Google's most popular searches reveal the common secrets we're all hiding

Google's most popular searches reveal the common secrets we're all hiding

We've all turned to Google, at some point or the other, for the answer to some personal crisis or everyday qualm.

Broadband and Wi-Fi allowing, Google is always there to help us with everything, from the existential all the way to the mundane. Certainly, whether you want to know if your partner could be cheating on you, or if you need to keep that Victoria sponge cake in the oven for a bit longer, Google is always on hand, when your friends and family may not be.

And at times, Google is the only resource that we're comfortable using. I mean, we don't want our mates to know absolutely everything about us, right? Especially when it comes to the more, er, embarrassing things or anything that could be a bit too much for Mum, Dad, or your colleague Sue to handle.

A video by AsapSCIENCE attempted to get to the bottom of what our search history actually reveals about our inner lives. As they state at the beginning of their YouTube video, our search history can illuminate truths about our everyday lives that we wouldn't reveal to our innermost circle of friends. As such, with over three billion searches a day, we can discover an awful lot about about what AsapSCIENCE refers to as "human desires" and "secret insecurities".

Just take a look at the video below:

Unsurprisingly, AsapSCIENCE found that a majority of these so-called "secrets" revolved around people's less than satisfying sex lives. Not only are people "struggling to have sex" but searches for "sexless marriages" are 3.5 times more common than searches for "unhappy marriages" or "loveless marriages".

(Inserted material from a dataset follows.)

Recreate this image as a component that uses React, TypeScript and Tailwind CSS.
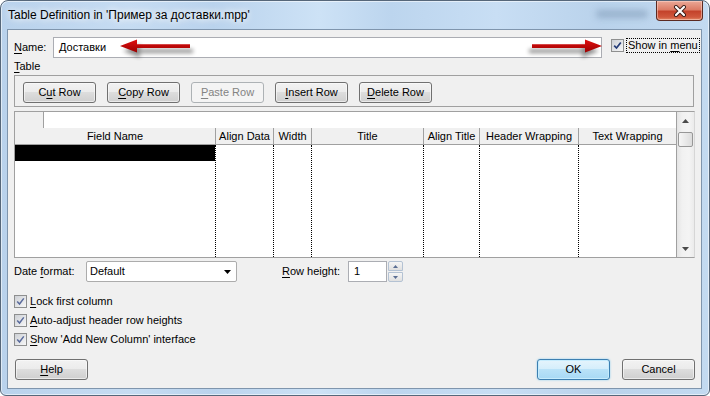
import type { ReactNode } from "react";

function U({ children }: { children: ReactNode }) {
  return <span className="underline decoration-1 underline-offset-[2px]">{children}</span>;
}

function Button({
  children,
  disabled = false,
  primary = false,
  className = "",
}: {
  children: ReactNode;
  disabled?: boolean;
  primary?: boolean;
  className?: string;
}) {
  const look = disabled
    ? "border-[#adb2b5] bg-[#f4f4f4] text-[#838383]"
    : primary
      ? "border-[#3c7fb1] bg-[linear-gradient(to_bottom,#e5f4fc_0%,#d4eefb_49%,#b9e2f8_50%,#a7d9f5_100%)] text-black shadow-[inset_0_0_0_1px_#c6ecfd,0_0_2px_#7ec8ee]"
      : "border-[#707070] bg-[linear-gradient(to_bottom,#f2f2f2_0%,#ebebeb_49%,#dddddd_50%,#cfcfcf_100%)] text-black shadow-[inset_0_0_0_1px_#fbfbfb99]";
  return (
    <button
      type="button"
      className={`flex h-[21px] w-[73px] shrink-0 items-center justify-center rounded-[3px] border leading-none ${look} ${className}`}
    >
      {children}
    </button>
  );
}

function Check({ dark = false }: { dark?: boolean }) {
  return (
    <span className="flex h-[13px] w-[13px] shrink-0 items-center justify-center border border-[#8e8f8f] bg-[#f4f4f4]">
      <span className="flex h-[11px] w-[11px] items-center justify-center bg-[linear-gradient(135deg,#cdd0d5,#f7f7f7)]">
        <svg width="9" height="9" viewBox="0 0 9 9">
          <path
            d="M1.2 4.6 L3.5 7 L7.8 1.4"
            fill="none"
            stroke={dark ? "#253c78" : "#5a6b9c"}
            strokeWidth={dark ? 1.7 : 1.5}
          />
        </svg>
      </span>
    </span>
  );
}

function Arrow({ dir, id }: { dir: "left" | "right"; id: string }) {
  // drawn pointing left, mirrored for the right one
  const shape = "M4 10 L21 3.5 L21 8.2 L74 8.2 L74 12 L21 12 L21 16.5 Z";
  return (
    <svg width="84" height="26" viewBox="0 0 84 26" className={dir === "right" ? "-scale-x-100" : ""}>
      <defs>
        <filter id={`${id}-blur`} x="-20%" y="-50%" width="140%" height="200%">
          <feGaussianBlur stdDeviation="2" />
        </filter>
        <linearGradient id={`${id}-fill`} x1="0" y1="0" x2="0" y2="1">
          <stop offset="0" stopColor="#e01010" />
          <stop offset="1" stopColor="#9c0000" />
        </linearGradient>
      </defs>
      <path d={shape} transform="translate(3 5)" fill="#000" opacity="0.45" filter={`url(#${id}-blur)`} />
      <path d={shape} fill={`url(#${id}-fill)`} />
    </svg>
  );
}

const cols = [
  { name: "Field Name", w: "w-[201px]" },
  { name: "Align Data", w: "w-[58px]" },
  { name: "Width", w: "w-[38px]" },
  { name: "Title", w: "w-[112px]" },
  { name: "Align Title", w: "w-[56px]" },
  { name: "Header Wrapping", w: "w-[99px]" },
];

export default function App() {
  return (
    <div className="relative flex h-[396px] w-[710px] flex-col overflow-hidden rounded-t-[8px] rounded-b-[6px] border border-[#56677a] bg-[linear-gradient(90deg,#b9d2ec_0%,#c6dcf2_18%,#bad3ed_30%,#cde2f6_45%,#bcd5ee_55%,#c8def4_70%,#b9d2eb_85%,#c3daf1_100%)] font-['Liberation_Sans',Arial,sans-serif] text-[11px] text-black shadow-[inset_0_0_0_1px_rgba(255,255,255,0.55)]">
      <div className="pointer-events-none absolute left-[595px] top-[9px] h-[8px] w-[52px] rounded-full bg-[#8aa4c0] opacity-70 blur-[3px]" />

      {/* title bar */}
      <div className="flex h-[28px] shrink-0 items-center pl-[7px]">
        <span className="text-[12px] [text-shadow:0_0_6px_#fff,0_0_10px_#fff]">
          Table Definition in 'Пример за доставки.mpp'
        </span>
      </div>
      <div className="absolute right-[6px] top-0 flex h-[20px] w-[47px] items-center justify-center rounded-b-[4px] border border-t-0 border-[#5b2a22] bg-[linear-gradient(to_bottom,#eaa897_0%,#dc7c66_45%,#c4432b_55%,#d0583d_85%,#e28a66_100%)] shadow-[inset_0_0_0_1px_rgba(255,220,210,0.5)]">
        <svg width="14" height="12" viewBox="0 0 14 12">
          <path d="M3 2 L11 10 M11 2 L3 10" stroke="#3a1d18" strokeWidth="4" strokeLinecap="round" />
          <path d="M3 2 L11 10 M11 2 L3 10" stroke="#fff" strokeWidth="2.2" strokeLinecap="round" />
        </svg>
      </div>

      {/* client area */}
      <div className="ml-[6px] mr-[7px] flex h-[360px] shrink-0 flex-col border border-[#7f95ad] bg-[#f0f0f0] pl-[6px] pr-[6px]">
        <div className="relative mt-[7px] flex h-[21px] shrink-0">
          <span className="flex w-[39px] shrink-0 items-center">
            <U>N</U>ame:
          </span>
          <div className="flex h-[21px] w-[549px] shrink-0 items-center border border-[#abadb3] bg-white pl-[5px]">
            Доставки
          </div>
          <div className="ml-[9px] mt-[2px] shrink-0 self-start">
            <Check dark />
          </div>
          <span className="ml-[2px] mt-[1px] h-[15px] shrink-0 self-start whitespace-nowrap border border-dotted border-black px-[1px] leading-[13px]">
            Show in <U>m</U>enu
          </span>
          <div className="pointer-events-none absolute left-[102px] top-[-1px]">
            <Arrow dir="left" id="al" />
          </div>
          <div className="pointer-events-none absolute left-[508px] top-[-1px]">
            <Arrow dir="right" id="ar" />
          </div>
        </div>

        <div className="mt-[1px] h-[14px] shrink-0 leading-[14px]">
          <U>T</U>able
        </div>

        <div className="mr-[1px] mt-[2px] flex h-[32px] shrink-0 gap-[11px] border border-[#a0a0a0] pl-[8px] pt-[6px]">
          <Button>
            C<U>u</U>t Row
          </Button>
          <Button>
            <U>C</U>opy Row
          </Button>
          <Button disabled>
            <U>P</U>aste Row
          </Button>
          <Button>
            <U>I</U>nsert Row
          </Button>
          <Button>
            <U>D</U>elete Row
          </Button>
        </div>

        {/* grid */}
        <div className="mt-[4px] flex h-[147px] shrink-0 border border-[#a0a0a0] border-r-[#d6d6d6] bg-white">
          <div className="flex flex-1 flex-col border-r border-[#a0a0a0]">
            <div className="flex h-[16px] shrink-0">
              <div className="w-[29px] border-r border-[#a0a0a0] bg-[#f0f0f0]" />
              <div className="flex-1 bg-white" />
            </div>
            <div className="flex h-[17px] shrink-0 border-b border-[#a0a0a0] bg-[#f0f0f0] leading-[16px]">
              {cols.map((c) => (
                <div key={c.name} className={`${c.w} shrink-0 border-r border-[#a0a0a0] text-center`}>
                  {c.name}
                </div>
              ))}
              <div className="flex-1 text-center">Text Wrapping</div>
            </div>
            <div className="flex flex-1">
              {cols.map((c, i) => (
                <div key={c.name} className={`${c.w} shrink-0 border-r border-dotted border-r-black`}>
                  {i === 0 && <div className="h-[16px] bg-black" />}
                </div>
              ))}
              <div className="flex-1" />
            </div>
          </div>
          <div className="flex w-[17px] shrink-0 flex-col bg-[linear-gradient(90deg,#e4e4e4,#f1f1f1_30%,#f4f4f4_70%,#ebebeb)]">
            <div className="flex h-[17px] shrink-0 items-center justify-center">
              <svg width="7" height="4" viewBox="0 0 7 4">
                <path d="M3.5 0 L7 4 L0 4 Z" fill="#4a4a4a" />
              </svg>
            </div>
            <div className="mx-[1px] mt-[3px] h-[15px] shrink-0 rounded-[2px] border border-[#979797] bg-[linear-gradient(90deg,#f6f6f6,#e9e9e9_50%,#dcdcdc)]" />
            <div className="flex-1" />
            <div className="flex h-[17px] shrink-0 items-center justify-center">
              <svg width="7" height="4" viewBox="0 0 7 4">
                <path d="M0 0 L7 0 L3.5 4 Z" fill="#4a4a4a" />
              </svg>
            </div>
          </div>
        </div>

        {/* date format / row height */}
        <div className="mt-[3px] flex h-[21px] shrink-0 items-center">
          <span className="w-[72px]">
            Date <U>f</U>ormat:
          </span>
          <div className="flex h-[21px] w-[151px] items-center justify-between rounded-[2px] border border-[#acacac] bg-white pl-[3px] pr-[5px]">
            <span>Default</span>
            <svg width="7" height="4" viewBox="0 0 7 4">
              <path d="M0 0 L7 0 L3.5 4 Z" fill="#000" />
            </svg>
          </div>
          <span className="ml-[45px] w-[66px]">
            <U>R</U>ow height:
          </span>
          <div className="flex h-[21px] w-[39px] items-center border border-[#abadb3] bg-white pl-[5px]">1</div>
          <div className="ml-[1px] flex h-[21px] w-[15px] flex-col">
            <div className="flex h-[10px] items-center justify-center rounded-t-[2px] border border-[#b4c2d3] bg-[linear-gradient(to_bottom,#f5f5f5,#e0e0e0)]">
              <svg width="5" height="3" viewBox="0 0 5 3">
                <path d="M2.5 0 L5 3 L0 3 Z" fill="#5a6e93" />
              </svg>
            </div>
            <div className="mt-[1px] flex h-[10px] items-center justify-center rounded-b-[2px] border border-[#b4c2d3] bg-[linear-gradient(to_bottom,#f5f5f5,#e0e0e0)]">
              <svg width="5" height="3" viewBox="0 0 5 3">
                <path d="M0 0 L5 0 L2.5 3 Z" fill="#5a6e93" />
              </svg>
            </div>
          </div>
        </div>

        {/* options */}
        <div className="mt-[10px] flex shrink-0 flex-col">
          <label className="flex h-[19px] items-center gap-[3px]">
            <Check />
            <span>
              <U>L</U>ock first column
            </span>
          </label>
          <label className="flex h-[19px] items-center gap-[3px]">
            <Check />
            <span>
              <U>A</U>uto-adjust header row heights
            </span>
          </label>
          <label className="flex h-[19px] items-center gap-[3px]">
            <Check />
            <span>
              <U>S</U>how 'Add New Column' interface
            </span>
          </label>
        </div>

        <div className="mt-[10px] flex shrink-0">
          <Button className="ml-[1px]">
            <U>H</U>elp
          </Button>
          <Button primary className="ml-auto">
            OK
          </Button>
          <Button className="ml-[12px]">Cancel</Button>
        </div>
      </div>
    </div>
  );
}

While the majority may assume that men are more likely to voice such complaints, researchers found that it's actually the other way round. Despite popular culture assuming that women tend to have lower libidos than men, women are twice as likely to search for things like "why won't my boyfriend have sex with me", compared to men searching for the same thing.

A general concern regarding sex, is that everyone experiences anxiety about how much of it  they're having.

What AsapSCIENCE discovered was that the majority of people are lying about how much they're getting in the bedroom every night. The anxiety doesn't just stop there; men are, historically as well as in modern times, preoccupied about their penis size. In fact, they Google about their penises more than any other human body part combined!

In addition, searches for pornography can help reveal a lot about about human sexuality. AsapSCIENCE discovered that whilst in America, five per cent of all porn searches made by men are for gay porn, survey data states that only two to three per cent of men openly identify as homosexual.

Much was also discovered about racism. Whilst many people assume that the southern states of America tend to be more racist than the northern areas, the study found that most racist searches were made in upstate New York, eastern Ohio and western Pennsylvania.

Furthermore, the study was illuminating when it came to unpacking the impact of the 2016 Presidential election on social media. As AsapSCIENCE states, "the greatest correlation for predicting the Trump primary support wasn't unemployment, gun ownership, religion or rates of immigration but Google searches for the n-word."

AsapSCIENCE gathered the research from this episode from the book Everybody Lies, by Seth Stephens-Davidowitz.